The Singapore Stock Exchange is one of the world’s biggest exchanges. This rendered the SGX Nifty one of the most heavily traded index derivatives across the world. The SGX Nifty reflected how Indian markets might open, as Singapore operates in a different time zone. It thus emerged as a popular tool for making predictions and setting pre-market strategies.

Who Could Trade SGX Nifty?

There are mainly two categories of investors/traders who could trade the SGX Nifty. 

1. Overseas Individual Traders: These are investors/traders based outside India who face regulatory hurdles that prevent them from trading in Indian derivatives markets directly. For them, SGX Nifty offered a practical alternative to gain exposure to Indian equity indices.

2. Foreign Institutional Investors (FIIs) and Global Mutual Funds: Many international institutions and mutual funds maintain significant investments in Indian equities, given India’s position as a fast-growing emerging economy. To hedge their portfolios, especially during the hours when Indian markets were closed, they often used SGX Nifty to manage risk and protect against potential market volatility.

SGX Nifty trading was prohibited under the RBI’s Liberalised Remittance Scheme to Indian residents.

Advantages of SGX Nifty 

Some of the reasons that SGX Nifty was very popular with investors include:

1. Extended Market Hours

SGX Nifty traded 16 hours a day, way after Indian market hours. It allowed investors to react to global developments after NSE’s closing bell.

  • Indian Market Timings: 9:15 AM to 3:30 PM IST
  • SGX Nifty Timings: 6:30 AM to 11:30 PM IST

2. Time Zone Advantage

It opened trading before the Indian markets opened, giving a pre-opening view of how investors are positioned. A number of investors used SGX Nifty to gauge market sentiment. It also facilitated arbitrage between the Indian and Singapore markets.

3. High Liquidity

SGX Nifty witnessed high daily volumes, enabling easy entry and exit from trades. The liquidity assisted in minimising slippage and enhancing large investors’ trade execution.

Why Did SGX Nifty Shift to GIFT Nifty? 

On June 30, 2023, SGX Nifty trading ended in Singapore. All activities have been relocated to the NSE International Financial Services Centre (IFSC) at GIFT City in Gujarat. 

This wasn’t just a location change; it was India’s strategic move to control its financial ecosystem. India wanted to:

  • Build a strong international finance centre within its borders.
  • Reduce the offshore trading of Indian derivatives.
  • Keep the trading volumes and capital flows in India.
  • Attract global money to India’s tax-free trading zone.
  • Control the price discovery of Indian products worldwide.

Impact of Transition 

The move from SGX Nifty to GIFT Nifty brought meaningful changes for both investors and India’s capital markets:

1. Shift in Trading Jurisdiction

Trades that once happened in Singapore are now routed through India’s GIFT City.
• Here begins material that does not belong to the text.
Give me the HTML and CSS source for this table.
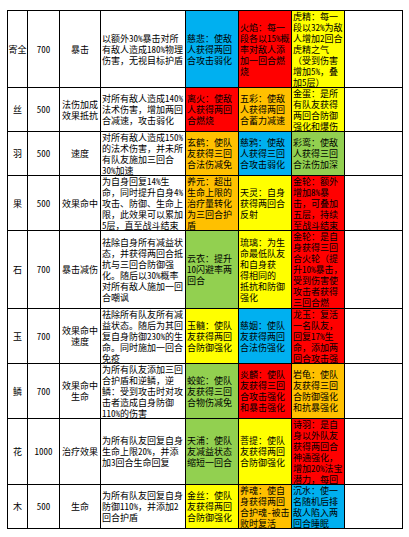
FILE: index.html
```html
<!DOCTYPE html>
<html>
<head>
<meta charset="utf-8">
<title>法宝表</title>
<link rel="stylesheet" href="styles.css">
</head>
<body>
<div class="sheet">
  <div class="c mid"><p>寄全</p></div>
  <div class="c mid n"><p>700</p></div>
  <div class="c mid"><p>暴击</p></div>
  <div class="c"><p>以额外<span class="n">30%</span>暴击对所<br>有敌人造成<span class="n">180%</span>物理<br>伤害，无视目标护盾</p></div>
  <div class="c blue"><p>慈悲：使敌<br>人获得两回<br>合攻击弱化</p></div>
  <div class="c red"><p>火焰：每一<br>段各以<span class="n">15%</span>概<br>率对敌人添<br>加一回合燃<br>烧</p></div>
  <div class="c yellow"><p>虎精：每一<br>段以<span class="n">32%</span>为敌<br>人增加<span class="n">2</span>回合<br>虎精之气<br>（受到伤害<br>增加<span class="n">5%</span>，叠<br>加<span class="n">5</span>层）</p></div>
  <div class="c"></div>

  <div class="c mid"><p>丝</p></div>
  <div class="c mid n"><p>500</p></div>
  <div class="c mid"><p>法伤加成<br>效果抵抗</p></div>
  <div class="c"><p>对所有敌人造成<span class="n">140%</span><br>法术伤害，增加两回<br>合减速，攻击弱化</p></div>
  <div class="c red"><p>离火：使敌<br>人获得两回<br>合燃烧</p></div>
  <div class="c orange"><p>五彩：使敌<br>人获得两回<br>合蓄力减速</p></div>
  <div class="c yellow"><p>金蛋：是所<br>有队友获得<br>两回合防御<br>强化和爆伤</p></div>
  <div class="c"></div>

  <div class="c mid"><p>羽</p></div>
  <div class="c mid n"><p>500</p></div>
  <div class="c mid"><p>速度</p></div>
  <div class="c"><p>对所有敌人造成<span class="n">150%</span><br>的法术伤害，并未所<br>有队友施加三回合<br><span class="n">30%</span>加速</p></div>
  <div class="c orange"><p>玄鹤：使队<br>友获得三回<br>合法伤减免</p></div>
  <div class="c blue"><p>慈鸦：使敌<br>人获得三回<br>合攻击弱化</p></div>
  <div class="c green"><p>彩鸾：使敌<br>人获得三回<br>合法伤加深</p></div>
  <div class="c"></div>

  <div class="c mid"><p>果</p></div>
  <div class="c mid n"><p>500</p></div>
  <div class="c mid"><p>效果命中</p></div>
  <div class="c"><p>为自身回复<span class="n">14%</span>生<br>命，同时提升自身<span class="n">4%</span><br>攻击、防御、生命上<br>限，此效果可以累加<br><span class="n">5</span>层，直至战斗结束</p></div>
  <div class="c orange"><p>养元：超出<br>生命上限的<br>治疗量转化<br>为三回合护<br>盾</p></div>
  <div class="c yellow"><p>天灵：自身<br>获得两回合<br>反射</p></div>
  <div class="c red"><p>金轮：额外<br>增加<span class="n">8%</span>暴<br>击，可叠加<br>五层，持续<br>至战斗结束</p></div>
  <div class="c"></div>

  <div class="c mid"><p>石</p></div>
  <div class="c mid n"><p>700</p></div>
  <div class="c mid"><p>暴击减伤</p></div>
  <div class="c"><p>祛除自身所有减益状<br>态，并获得两回合抵<br>抗与三回合防御强<br>化。随后以<span class="n">30%</span>概率<br>对所有敌人施加一回<br>合嘲讽</p></div>
  <div class="c green"><p>云衣：提升<br><span class="n">10</span>闪避率两<br>回合</p></div>
  <div class="c yellow"><p>琉璃：为生<br>命最低队友<br>和自身获<br>得相同的<br>抵抗和防御<br>强化</p></div>
  <div class="c red"><p>金轮：是自<br>身获得三回<br>合火轮（提<br>升<span class="n">10%</span>暴击，<br>受到伤害使<br>攻击者获得<br>三回合燃</p></div>
  <div class="c"></div>

  <div class="c mid"><p>玉</p></div>
  <div class="c mid n"><p>700</p></div>
  <div class="c mid"><p>效果命中<br>速度</p></div>
  <div class="c"><p>祛除所有队友所有减<br>益状态。随后为其回<br>复自身防御<span class="n">230%</span>的生<br>命。同时施加一回合<br>免疫</p></div>
  <div class="c yellow"><p>玉髓：使队<br>友获得两回<br>合防御强化</p></div>
  <div class="c blue"><p>慈姻：使队<br>友获得两回<br>合法伤强化</p></div>
  <div class="c red"><p>龙玉：复活<br>一名队友，<br>回复<span class="n">17%</span>生<br>命，添加两<br>回合攻击强</p></div>
  <div class="c"></div>

  <div class="c mid"><p>鳞</p></div>
  <div class="c mid n"><p>700</p></div>
  <div class="c mid"><p>效果命中<br>生命</p></div>
  <div class="c"><p>为所有队友添加三回<br>合护盾和逆鳞，逆<br>鳞：受到攻击时对攻<br>击者造成自身防御<br><span class="n">110%</span>的伤害</p></div>
  <div class="c green"><p>蛟蛇：使队<br>友获得三回<br>合物伤减免</p></div>
  <div class="c red"><p>炎麟：使队<br>友获得三回<br>合攻击强化<br>和暴击强化</p></div>
  <div class="c orange"><p>岩龟：使队<br>友获得三回<br>合防御强化<br>和抗暴强化</p></div>
  <div class="c"></div>

  <div class="c mid"><p>花</p></div>
  <div class="c mid n"><p>1000</p></div>
  <div class="c mid"><p>治疗效果</p></div>
  <div class="c"><p>为所有队友回复自身<br>生命上限<span class="n">20%</span>，并添<br>加<span class="n">3</span>回合生命回复</p></div>
  <div class="c green"><p>天浦：使队<br>友减益状态<br>缩短一回合</p></div>
  <div class="c yellow"><p>菩提：使队<br>友获得两回<br>合防御强化</p></div>
  <div class="c red"><p>诗羽：是自<br>身以外队友<br>获得两回合<br>神通强化，<br>增加<span class="n">20%</span>法宝<br>潜力，每回</p></div>
  <div class="c"></div>

  <div class="c mid"><p>木</p></div>
  <div class="c mid n"><p>500</p></div>
  <div class="c mid"><p>生命</p></div>
  <div class="c"><p>为所有队友回复自身<br>防御<span class="n">110%</span>，并添加<span class="n">2</span><br>回合护盾</p></div>
  <div class="c yellow"><p>金丝：使队<br>友获得两回<br>合防御强化</p></div>
  <div class="c orange"><p>养魂：使自<br>身获得两回<br>合护魂<span class="n">-</span>被击<br>败时复活</p></div>
  <div class="c blue"><p>沉水：使一<br>名随机后排<br>敌人陷入两<br>回合睡眠</p></div>
  <div class="c"></div>
</div>
</body>
</html>
```
FILE: styles.css
```css
html, body {
  margin: 0;
  padding: 0;
  background: #ffffff;
}

body {
  font-family: "Noto Sans CJK SC", "Noto Sans", sans-serif;
  font-size: 9px;
  line-height: 11px;
  color: #000;
}

.sheet {
  display: grid;
  width: max-content;
  margin: 10px 0 0 7px;
  padding: 1px;
  gap: 1px;
  background: #000;
  grid-template-columns: 19px 31px 40px 84px 52px 52px 52px 57px;
  grid-template-rows: 76px 43px 43px 54px 77px 54px 54px 65px 43px;
}

.c {
  background: #fff;
  display: flex;
  align-items: center;
  padding: 0 0 0 1px;
  white-space: nowrap;
  overflow: hidden;
}

.c p {
  margin: 0;
}

.mid {
  justify-content: center;
  text-align: center;
  padding: 0;
}

/* half-width digits, as in the sheet's font */
.n {
  font-feature-settings: "hwid" 1;
}

.blue { background: #00b0f0; }
.red { background: #ff0000; }
.yellow { background: #ffff00; }
.orange { background: #ffc000; }
.green { background: #92d050; }
```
This means that trades fall under the command of Indian regulatory bodies, such as SEBI and the IFSC authority. Global investors must now align with Indian compliance norms.

2. Boost to India’s Financial Infrastructure

By hosting global derivatives onshore, India strengthens GIFT City as a global financial hub, similar to Singapore or Dubai. It also keeps market data, liquidity, and investor activity within Indian oversight.

3. Loss of Familiarity for Some Traders

Singapore was a well-established, stable trading venue. For some foreign traders, switching to a new platform in a different jurisdiction presented a significant learning curve. It required updated trading systems, new accounts, and fresh legal documentation.

4. Continued Global Access

Despite the shift, the core benefit remains: offshore access to Indian markets, in USD, with extended hours. Traders can still take positions based on global news or after-hours moves, just like before.

Final Thoughts 

SGX Nifty served its purpose well for over two decades. It gave global investors easy access to Indian markets and provided early signals for market direction. But the transition to GIFT Nifty represents India’s growing confidence in managing its financial markets. By bringing offshore trading back home, India strengthens its position as a global financial centre while maintaining control over its market derivatives.

For investors, the access and advantages remain mostly the same. But now, the trades happen on Indian ground, under Indian rules. That’s a win for both transparency and control. 

FAQs

1. What was SGX Nifty?

It was a futures contract based on the Nifty 50 index, traded on the Singapore Exchange. It permitted foreign investors access to Indian markets without registering in India.

2. Why did GIFT Nifty replace SGX Nifty?

India relocated the SGX Nifty to GIFT City to maintain trading within its borders, enhance its global financial presence, and gain better control over capital flows.

3. Can Indian residents trade GIFT Nifty?

No, Indian residents are not allowed to trade GIFT Nifty or SGX Nifty under the RBI’s Liberalised Remittance Scheme. It’s only open to NRIs and foreign investors.